## Goal
Copy all of the material word for word, except for the pictures.
[BEGIN]
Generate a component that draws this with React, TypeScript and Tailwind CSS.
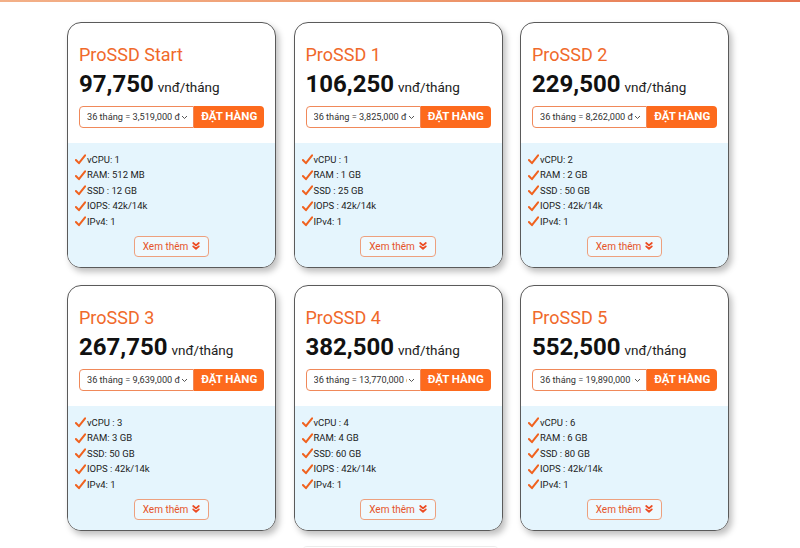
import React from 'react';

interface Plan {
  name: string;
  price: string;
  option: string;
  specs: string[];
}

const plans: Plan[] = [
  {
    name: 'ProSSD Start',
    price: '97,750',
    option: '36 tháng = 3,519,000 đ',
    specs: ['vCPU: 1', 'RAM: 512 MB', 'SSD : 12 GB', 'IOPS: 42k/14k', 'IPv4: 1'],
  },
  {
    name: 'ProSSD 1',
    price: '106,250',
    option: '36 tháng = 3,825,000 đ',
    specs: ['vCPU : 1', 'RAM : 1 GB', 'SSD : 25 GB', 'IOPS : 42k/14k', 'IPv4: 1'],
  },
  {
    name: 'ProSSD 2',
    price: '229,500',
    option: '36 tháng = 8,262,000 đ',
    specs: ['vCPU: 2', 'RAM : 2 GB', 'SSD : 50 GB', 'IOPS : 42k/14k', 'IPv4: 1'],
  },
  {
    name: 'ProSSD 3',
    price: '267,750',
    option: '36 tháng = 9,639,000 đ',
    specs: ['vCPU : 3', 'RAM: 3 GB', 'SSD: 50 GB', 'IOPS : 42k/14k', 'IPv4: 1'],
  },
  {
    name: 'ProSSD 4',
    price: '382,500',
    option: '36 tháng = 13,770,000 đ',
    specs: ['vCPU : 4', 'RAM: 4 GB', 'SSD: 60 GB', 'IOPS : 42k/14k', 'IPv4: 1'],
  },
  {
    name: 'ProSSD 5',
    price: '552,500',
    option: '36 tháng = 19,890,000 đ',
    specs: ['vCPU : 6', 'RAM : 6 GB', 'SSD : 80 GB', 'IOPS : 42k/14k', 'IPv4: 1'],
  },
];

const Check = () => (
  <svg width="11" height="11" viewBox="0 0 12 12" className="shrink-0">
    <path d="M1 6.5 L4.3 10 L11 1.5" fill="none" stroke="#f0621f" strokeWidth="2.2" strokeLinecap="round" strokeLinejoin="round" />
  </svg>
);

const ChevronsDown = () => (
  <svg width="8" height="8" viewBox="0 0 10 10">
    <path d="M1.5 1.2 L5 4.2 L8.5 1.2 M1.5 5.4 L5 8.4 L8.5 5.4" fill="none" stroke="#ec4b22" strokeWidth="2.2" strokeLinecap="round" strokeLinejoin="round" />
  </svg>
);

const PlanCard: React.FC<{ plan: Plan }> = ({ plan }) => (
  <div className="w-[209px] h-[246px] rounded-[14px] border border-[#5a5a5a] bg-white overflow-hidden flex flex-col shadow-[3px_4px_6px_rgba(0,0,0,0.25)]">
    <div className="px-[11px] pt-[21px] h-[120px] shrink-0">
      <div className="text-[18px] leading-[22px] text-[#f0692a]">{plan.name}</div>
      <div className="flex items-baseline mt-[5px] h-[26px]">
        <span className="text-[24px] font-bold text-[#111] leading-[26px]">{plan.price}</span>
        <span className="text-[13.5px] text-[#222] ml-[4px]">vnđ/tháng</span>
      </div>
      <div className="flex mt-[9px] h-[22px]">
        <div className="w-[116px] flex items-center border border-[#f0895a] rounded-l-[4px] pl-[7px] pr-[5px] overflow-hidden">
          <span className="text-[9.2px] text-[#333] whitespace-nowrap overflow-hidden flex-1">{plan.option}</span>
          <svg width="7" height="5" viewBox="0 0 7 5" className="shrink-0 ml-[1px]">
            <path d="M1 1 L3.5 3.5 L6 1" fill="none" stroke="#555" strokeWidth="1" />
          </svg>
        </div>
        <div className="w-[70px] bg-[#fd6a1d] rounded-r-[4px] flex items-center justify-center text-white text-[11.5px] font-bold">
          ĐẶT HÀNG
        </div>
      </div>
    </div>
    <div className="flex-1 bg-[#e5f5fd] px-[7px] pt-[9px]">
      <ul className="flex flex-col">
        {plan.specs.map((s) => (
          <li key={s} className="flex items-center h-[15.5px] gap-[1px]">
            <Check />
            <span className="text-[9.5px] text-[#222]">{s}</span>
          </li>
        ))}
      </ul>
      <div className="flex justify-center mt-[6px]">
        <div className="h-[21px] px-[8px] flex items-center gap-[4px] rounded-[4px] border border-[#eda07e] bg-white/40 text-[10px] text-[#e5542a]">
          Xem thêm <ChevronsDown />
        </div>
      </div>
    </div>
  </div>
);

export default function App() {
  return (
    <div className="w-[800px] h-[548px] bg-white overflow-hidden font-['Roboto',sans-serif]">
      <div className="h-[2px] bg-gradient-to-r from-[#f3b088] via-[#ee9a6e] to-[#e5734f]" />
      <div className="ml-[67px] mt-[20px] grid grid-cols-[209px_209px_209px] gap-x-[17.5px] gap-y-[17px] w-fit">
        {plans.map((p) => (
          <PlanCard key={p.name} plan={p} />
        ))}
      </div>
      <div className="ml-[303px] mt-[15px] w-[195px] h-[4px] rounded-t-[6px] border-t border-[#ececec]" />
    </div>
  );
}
[END]
## Worked answer
Generate a component that draws this with React, TypeScript and Tailwind CSS.
import React from 'react';

interface Plan {
  name: string;
  price: string;
  option: string;
  specs: string[];
}

const plans: Plan[] = [
  {
    name: 'ProSSD Start',
    price: '97,750',
    option: '36 tháng = 3,519,000 đ',
    specs: ['vCPU: 1', 'RAM: 512 MB', 'SSD : 12 GB', 'IOPS: 42k/14k', 'IPv4: 1'],
  },
  {
    name: 'ProSSD 1',
    price: '106,250',
    option: '36 tháng = 3,825,000 đ',
    specs: ['vCPU : 1', 'RAM : 1 GB', 'SSD : 25 GB', 'IOPS : 42k/14k', 'IPv4: 1'],
  },
  {
    name: 'ProSSD 2',
    price: '229,500',
    option: '36 tháng = 8,262,000 đ',
    specs: ['vCPU: 2', 'RAM : 2 GB', 'SSD : 50 GB', 'IOPS : 42k/14k', 'IPv4: 1'],
  },
  {
    name: 'ProSSD 3',
    price: '267,750',
    option: '36 tháng = 9,639,000 đ',
    specs: ['vCPU : 3', 'RAM: 3 GB', 'SSD: 50 GB', 'IOPS : 42k/14k', 'IPv4: 1'],
  },
  {
    name: 'ProSSD 4',
    price: '382,500',
    option: '36 tháng = 13,770,000 đ',
    specs: ['vCPU : 4', 'RAM: 4 GB', 'SSD: 60 GB', 'IOPS : 42k/14k', 'IPv4: 1'],
  },
  {
    name: 'ProSSD 5',
    price: '552,500',
    option: '36 tháng = 19,890,000 đ',
    specs: ['vCPU : 6', 'RAM : 6 GB', 'SSD : 80 GB', 'IOPS : 42k/14k', 'IPv4: 1'],
  },
];

const Check = () => (
  <svg width="11" height="11" viewBox="0 0 12 12" className="shrink-0">
    <path d="M1 6.5 L4.3 10 L11 1.5" fill="none" stroke="#f0621f" strokeWidth="2.2" strokeLinecap="round" strokeLinejoin="round" />
  </svg>
);

const ChevronsDown = () => (
  <svg width="8" height="8" viewBox="0 0 10 10">
    <path d="M1.5 1.2 L5 4.2 L8.5 1.2 M1.5 5.4 L5 8.4 L8.5 5.4" fill="none" stroke="#ec4b22" strokeWidth="2.2" strokeLinecap="round" strokeLinejoin="round" />
  </svg>
);

const PlanCard: React.FC<{ plan: Plan }> = ({ plan }) => (
  <div className="w-[209px] h-[246px] rounded-[14px] border border-[#5a5a5a] bg-white overflow-hidden flex flex-col shadow-[3px_4px_6px_rgba(0,0,0,0.25)]">
    <div className="px-[11px] pt-[21px] h-[120px] shrink-0">
      <div className="text-[18px] leading-[22px] text-[#f0692a]">{plan.name}</div>
      <div className="flex items-baseline mt-[5px] h-[26px]">
        <span className="text-[24px] font-bold text-[#111] leading-[26px]">{plan.price}</span>
        <span className="text-[13.5px] text-[#222] ml-[4px]">vnđ/tháng</span>
      </div>
      <div className="flex mt-[9px] h-[22px]">
        <div className="w-[116px] flex items-center border border-[#f0895a] rounded-l-[4px] pl-[7px] pr-[5px] overflow-hidden">
          <span className="text-[9.2px] text-[#333] whitespace-nowrap overflow-hidden flex-1">{plan.option}</span>
          <svg width="7" height="5" viewBox="0 0 7 5" className="shrink-0 ml-[1px]">
            <path d="M1 1 L3.5 3.5 L6 1" fill="none" stroke="#555" strokeWidth="1" />
          </svg>
        </div>
        <div className="w-[70px] bg-[#fd6a1d] rounded-r-[4px] flex items-center justify-center text-white text-[11.5px] font-bold">
          ĐẶT HÀNG
        </div>
      </div>
    </div>
    <div className="flex-1 bg-[#e5f5fd] px-[7px] pt-[9px]">
      <ul className="flex flex-col">
        {plan.specs.map((s) => (
          <li key={s} className="flex items-center h-[15.5px] gap-[1px]">
            <Check />
            <span className="text-[9.5px] text-[#222]">{s}</span>
          </li>
        ))}
      </ul>
      <div className="flex justify-center mt-[6px]">
        <div className="h-[21px] px-[8px] flex items-center gap-[4px] rounded-[4px] border border-[#eda07e] bg-white/40 text-[10px] text-[#e5542a]">
          Xem thêm <ChevronsDown />
        </div>
      </div>
    </div>
  </div>
);

export default function App() {
  return (
    <div className="w-[800px] h-[548px] bg-white overflow-hidden font-['Roboto',sans-serif]">
      <div className="h-[2px] bg-gradient-to-r from-[#f3b088] via-[#ee9a6e] to-[#e5734f]" />
      <div className="ml-[67px] mt-[20px] grid grid-cols-[209px_209px_209px] gap-x-[17.5px] gap-y-[17px] w-fit">
        {plans.map((p) => (
          <PlanCard key={p.name} plan={p} />
        ))}
      </div>
      <div className="ml-[303px] mt-[15px] w-[195px] h-[4px] rounded-t-[6px] border-t border-[#ececec]" />
    </div>
  );
}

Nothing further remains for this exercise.